__SET PROBLEM__. Quote word for word the lines below, beginning with the first and ending with the one that has "const STAR = '12,0.8". Drop the pictures.

__DATA PROVIDED__.
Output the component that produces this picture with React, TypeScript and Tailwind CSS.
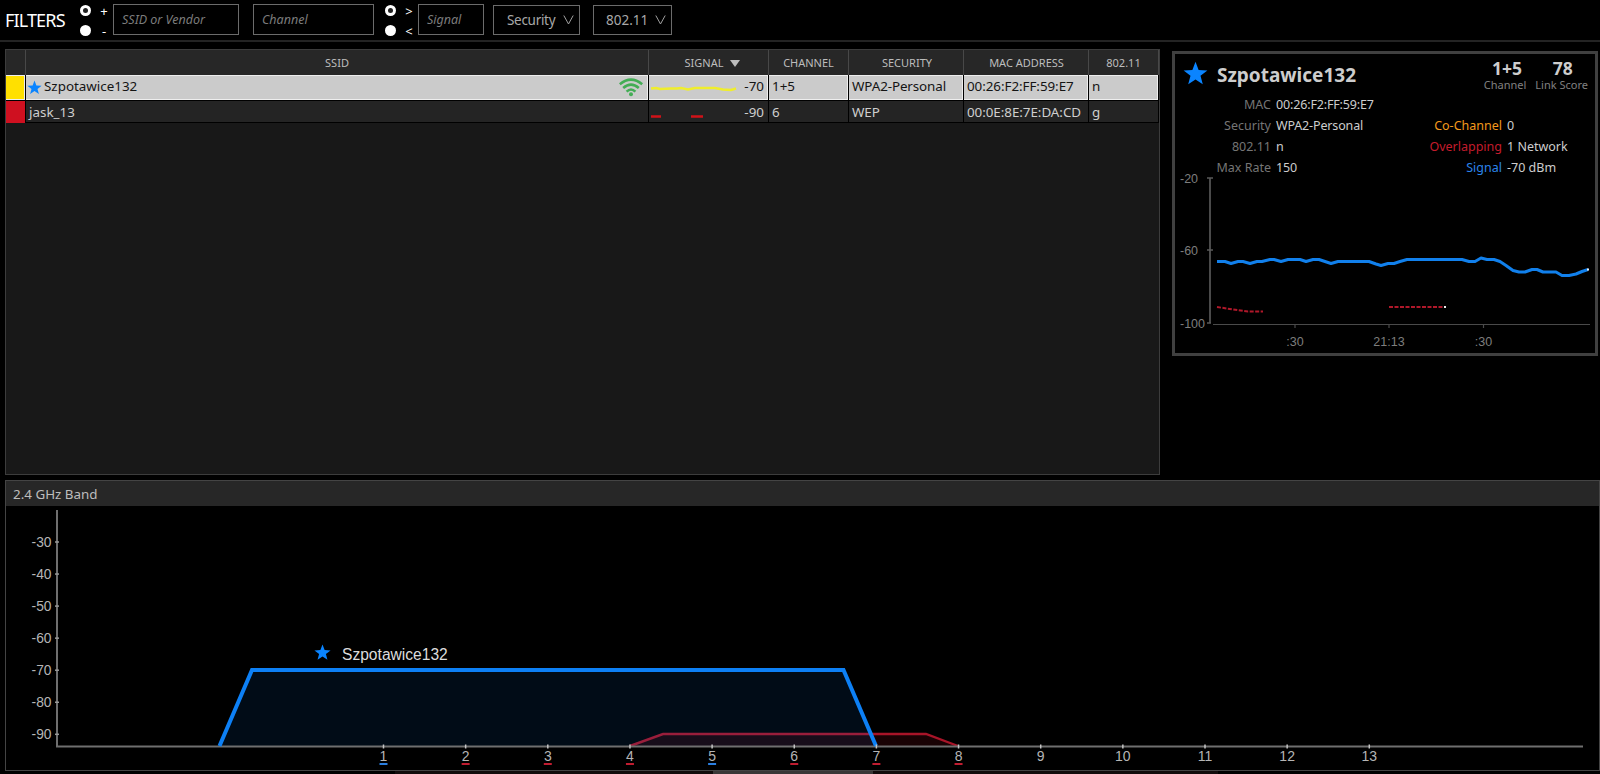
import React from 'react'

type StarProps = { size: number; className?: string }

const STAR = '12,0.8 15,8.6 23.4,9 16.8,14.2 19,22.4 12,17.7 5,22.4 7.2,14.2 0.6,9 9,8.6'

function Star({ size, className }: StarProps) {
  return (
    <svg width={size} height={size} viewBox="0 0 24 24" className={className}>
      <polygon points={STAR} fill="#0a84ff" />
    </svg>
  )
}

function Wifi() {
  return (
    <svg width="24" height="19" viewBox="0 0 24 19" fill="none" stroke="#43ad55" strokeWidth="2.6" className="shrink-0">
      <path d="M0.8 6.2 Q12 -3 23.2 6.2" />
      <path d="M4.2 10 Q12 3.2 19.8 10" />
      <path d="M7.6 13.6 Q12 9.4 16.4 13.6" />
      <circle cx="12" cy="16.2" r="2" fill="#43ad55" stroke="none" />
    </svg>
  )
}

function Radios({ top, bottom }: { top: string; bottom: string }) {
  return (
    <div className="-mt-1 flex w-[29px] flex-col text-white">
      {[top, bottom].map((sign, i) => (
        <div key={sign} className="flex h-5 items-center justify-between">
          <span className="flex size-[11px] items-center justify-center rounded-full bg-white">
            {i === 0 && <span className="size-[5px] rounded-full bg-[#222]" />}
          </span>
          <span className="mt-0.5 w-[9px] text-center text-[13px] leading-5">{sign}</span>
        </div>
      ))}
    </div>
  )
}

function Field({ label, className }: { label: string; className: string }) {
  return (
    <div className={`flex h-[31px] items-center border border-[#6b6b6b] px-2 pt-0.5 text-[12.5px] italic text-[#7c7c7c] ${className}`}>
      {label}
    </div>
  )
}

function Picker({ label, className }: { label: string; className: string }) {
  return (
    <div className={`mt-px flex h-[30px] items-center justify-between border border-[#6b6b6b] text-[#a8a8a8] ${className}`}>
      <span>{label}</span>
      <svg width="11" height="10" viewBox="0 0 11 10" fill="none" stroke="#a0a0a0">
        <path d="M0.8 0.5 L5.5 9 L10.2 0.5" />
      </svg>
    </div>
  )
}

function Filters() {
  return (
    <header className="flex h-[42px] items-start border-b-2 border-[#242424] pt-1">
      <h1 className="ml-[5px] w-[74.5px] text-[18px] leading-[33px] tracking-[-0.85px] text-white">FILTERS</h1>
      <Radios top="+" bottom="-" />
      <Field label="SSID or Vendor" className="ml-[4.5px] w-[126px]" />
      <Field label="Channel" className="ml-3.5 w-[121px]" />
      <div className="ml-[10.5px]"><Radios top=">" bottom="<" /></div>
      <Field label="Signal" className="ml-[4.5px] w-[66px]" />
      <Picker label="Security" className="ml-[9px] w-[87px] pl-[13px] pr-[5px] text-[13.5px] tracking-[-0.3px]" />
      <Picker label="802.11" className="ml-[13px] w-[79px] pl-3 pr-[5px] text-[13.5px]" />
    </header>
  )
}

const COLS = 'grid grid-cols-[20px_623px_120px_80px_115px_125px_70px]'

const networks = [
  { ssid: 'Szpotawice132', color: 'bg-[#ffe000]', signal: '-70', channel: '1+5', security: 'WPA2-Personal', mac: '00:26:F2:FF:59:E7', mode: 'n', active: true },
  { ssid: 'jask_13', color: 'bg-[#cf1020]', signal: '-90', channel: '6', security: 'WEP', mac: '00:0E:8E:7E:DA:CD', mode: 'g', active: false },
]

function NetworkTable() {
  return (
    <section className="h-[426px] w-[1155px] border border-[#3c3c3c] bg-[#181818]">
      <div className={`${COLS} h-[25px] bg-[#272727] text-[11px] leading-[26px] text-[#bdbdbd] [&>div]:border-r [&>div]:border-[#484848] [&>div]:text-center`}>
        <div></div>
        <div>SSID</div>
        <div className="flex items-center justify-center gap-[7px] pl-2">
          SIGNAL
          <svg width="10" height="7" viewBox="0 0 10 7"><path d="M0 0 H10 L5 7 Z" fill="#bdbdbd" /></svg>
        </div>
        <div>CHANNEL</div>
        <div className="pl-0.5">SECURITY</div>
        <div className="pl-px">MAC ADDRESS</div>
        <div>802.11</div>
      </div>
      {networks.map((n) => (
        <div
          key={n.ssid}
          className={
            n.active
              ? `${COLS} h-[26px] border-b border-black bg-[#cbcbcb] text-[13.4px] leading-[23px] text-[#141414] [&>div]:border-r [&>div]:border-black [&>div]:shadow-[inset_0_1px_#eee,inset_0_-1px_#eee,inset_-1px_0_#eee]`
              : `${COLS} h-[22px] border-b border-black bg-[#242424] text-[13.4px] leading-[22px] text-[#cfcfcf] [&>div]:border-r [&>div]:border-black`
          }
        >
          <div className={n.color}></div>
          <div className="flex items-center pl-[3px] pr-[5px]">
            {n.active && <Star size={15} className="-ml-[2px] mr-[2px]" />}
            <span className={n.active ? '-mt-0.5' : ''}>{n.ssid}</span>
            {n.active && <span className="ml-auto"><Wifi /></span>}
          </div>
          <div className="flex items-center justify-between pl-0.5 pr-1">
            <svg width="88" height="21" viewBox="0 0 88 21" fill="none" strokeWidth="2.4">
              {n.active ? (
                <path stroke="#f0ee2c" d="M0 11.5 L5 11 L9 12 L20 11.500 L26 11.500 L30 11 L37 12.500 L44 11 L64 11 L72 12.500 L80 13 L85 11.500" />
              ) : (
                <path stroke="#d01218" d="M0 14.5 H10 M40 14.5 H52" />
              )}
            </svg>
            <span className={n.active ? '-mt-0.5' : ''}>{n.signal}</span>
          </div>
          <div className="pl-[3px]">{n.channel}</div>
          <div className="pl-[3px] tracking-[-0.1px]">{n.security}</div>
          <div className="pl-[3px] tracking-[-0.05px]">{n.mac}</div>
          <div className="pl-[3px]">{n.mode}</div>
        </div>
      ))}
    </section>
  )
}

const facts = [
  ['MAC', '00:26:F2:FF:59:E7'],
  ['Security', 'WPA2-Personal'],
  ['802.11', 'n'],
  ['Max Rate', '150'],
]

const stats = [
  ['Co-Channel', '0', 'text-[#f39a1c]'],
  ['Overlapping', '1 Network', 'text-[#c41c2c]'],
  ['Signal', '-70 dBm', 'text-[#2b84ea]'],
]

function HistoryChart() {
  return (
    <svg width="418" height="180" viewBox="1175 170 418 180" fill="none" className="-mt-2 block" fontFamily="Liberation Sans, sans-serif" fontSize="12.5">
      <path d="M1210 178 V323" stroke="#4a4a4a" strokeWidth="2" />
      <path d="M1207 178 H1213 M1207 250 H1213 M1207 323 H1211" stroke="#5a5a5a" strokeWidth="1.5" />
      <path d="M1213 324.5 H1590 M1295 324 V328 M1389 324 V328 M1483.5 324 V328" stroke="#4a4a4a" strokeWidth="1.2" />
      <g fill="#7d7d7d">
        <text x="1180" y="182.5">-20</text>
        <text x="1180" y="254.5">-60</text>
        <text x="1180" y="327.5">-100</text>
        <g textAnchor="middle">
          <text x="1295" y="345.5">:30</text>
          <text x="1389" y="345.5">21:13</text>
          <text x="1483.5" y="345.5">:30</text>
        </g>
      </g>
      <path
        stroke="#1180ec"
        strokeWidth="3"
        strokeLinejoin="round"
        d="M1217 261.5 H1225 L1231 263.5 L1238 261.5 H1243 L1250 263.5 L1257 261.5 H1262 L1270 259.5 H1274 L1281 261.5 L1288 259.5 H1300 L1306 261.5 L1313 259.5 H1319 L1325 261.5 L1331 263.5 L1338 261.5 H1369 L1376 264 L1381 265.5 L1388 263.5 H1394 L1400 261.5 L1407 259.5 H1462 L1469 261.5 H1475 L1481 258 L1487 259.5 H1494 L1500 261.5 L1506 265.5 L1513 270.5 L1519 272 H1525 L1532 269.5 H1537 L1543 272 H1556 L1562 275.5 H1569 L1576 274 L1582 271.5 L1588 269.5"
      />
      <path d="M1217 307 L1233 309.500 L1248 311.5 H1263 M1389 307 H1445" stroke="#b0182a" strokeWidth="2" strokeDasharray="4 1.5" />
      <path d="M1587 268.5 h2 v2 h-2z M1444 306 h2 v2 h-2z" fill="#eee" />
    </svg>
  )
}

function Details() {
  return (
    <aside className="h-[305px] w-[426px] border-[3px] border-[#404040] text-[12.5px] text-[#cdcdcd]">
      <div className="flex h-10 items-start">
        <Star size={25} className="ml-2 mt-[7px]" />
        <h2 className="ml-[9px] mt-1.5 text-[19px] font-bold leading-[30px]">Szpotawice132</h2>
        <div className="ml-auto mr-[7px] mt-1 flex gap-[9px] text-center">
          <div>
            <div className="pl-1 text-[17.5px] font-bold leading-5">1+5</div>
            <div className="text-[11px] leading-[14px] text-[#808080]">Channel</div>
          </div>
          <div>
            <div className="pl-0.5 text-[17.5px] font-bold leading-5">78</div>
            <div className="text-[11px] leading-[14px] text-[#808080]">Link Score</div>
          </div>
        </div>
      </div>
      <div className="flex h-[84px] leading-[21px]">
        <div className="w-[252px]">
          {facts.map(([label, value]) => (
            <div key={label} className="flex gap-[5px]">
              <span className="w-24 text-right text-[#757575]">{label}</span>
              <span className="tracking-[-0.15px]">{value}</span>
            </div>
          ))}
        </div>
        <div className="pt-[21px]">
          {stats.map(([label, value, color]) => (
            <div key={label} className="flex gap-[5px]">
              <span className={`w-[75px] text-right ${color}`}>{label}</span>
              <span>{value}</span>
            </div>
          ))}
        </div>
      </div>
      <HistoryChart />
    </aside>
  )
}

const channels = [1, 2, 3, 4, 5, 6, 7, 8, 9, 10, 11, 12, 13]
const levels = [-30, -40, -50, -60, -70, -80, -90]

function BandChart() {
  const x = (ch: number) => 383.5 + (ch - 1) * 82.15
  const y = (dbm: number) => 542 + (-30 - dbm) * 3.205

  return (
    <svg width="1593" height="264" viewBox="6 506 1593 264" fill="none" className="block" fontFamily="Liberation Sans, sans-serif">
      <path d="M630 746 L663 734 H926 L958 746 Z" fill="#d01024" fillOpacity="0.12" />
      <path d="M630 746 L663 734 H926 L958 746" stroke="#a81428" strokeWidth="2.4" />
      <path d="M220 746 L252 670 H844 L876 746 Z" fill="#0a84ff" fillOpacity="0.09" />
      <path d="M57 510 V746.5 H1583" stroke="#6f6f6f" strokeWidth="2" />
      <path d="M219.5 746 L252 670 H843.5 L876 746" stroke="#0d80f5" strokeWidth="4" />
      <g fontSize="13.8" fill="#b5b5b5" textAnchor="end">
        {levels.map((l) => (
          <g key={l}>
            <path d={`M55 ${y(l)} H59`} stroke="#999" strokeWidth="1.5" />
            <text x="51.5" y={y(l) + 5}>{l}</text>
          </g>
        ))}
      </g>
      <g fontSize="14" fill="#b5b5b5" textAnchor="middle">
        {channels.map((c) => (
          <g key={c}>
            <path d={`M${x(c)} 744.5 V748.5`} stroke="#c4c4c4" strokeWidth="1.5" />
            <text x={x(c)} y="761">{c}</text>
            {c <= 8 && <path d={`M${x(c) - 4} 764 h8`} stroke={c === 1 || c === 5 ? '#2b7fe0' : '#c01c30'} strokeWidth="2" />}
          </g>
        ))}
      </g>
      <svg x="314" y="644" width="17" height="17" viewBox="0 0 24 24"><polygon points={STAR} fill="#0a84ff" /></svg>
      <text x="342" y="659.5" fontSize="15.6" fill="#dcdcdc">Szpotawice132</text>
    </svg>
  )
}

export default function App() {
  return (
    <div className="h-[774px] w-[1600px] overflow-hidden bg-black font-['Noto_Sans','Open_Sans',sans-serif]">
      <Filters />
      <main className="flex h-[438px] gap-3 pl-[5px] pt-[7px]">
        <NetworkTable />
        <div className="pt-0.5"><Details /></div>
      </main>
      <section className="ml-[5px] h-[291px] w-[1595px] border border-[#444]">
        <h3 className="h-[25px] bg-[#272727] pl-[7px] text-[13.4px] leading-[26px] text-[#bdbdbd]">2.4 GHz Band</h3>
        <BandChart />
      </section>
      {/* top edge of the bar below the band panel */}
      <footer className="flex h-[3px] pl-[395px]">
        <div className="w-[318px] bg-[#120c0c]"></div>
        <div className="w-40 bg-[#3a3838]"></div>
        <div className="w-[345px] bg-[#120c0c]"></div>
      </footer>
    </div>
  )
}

__COMPLETE ANSWER__.
Output the component that produces this picture with React, TypeScript and Tailwind CSS.
import React from 'react'

type StarProps = { size: number; className?: string }

const STAR = '12,0.8 15,8.6 23.4,9 16.8,14.2 19,22.4 12,17.7 5,22.4 7.2,14.2 0.6,9 9,8.6'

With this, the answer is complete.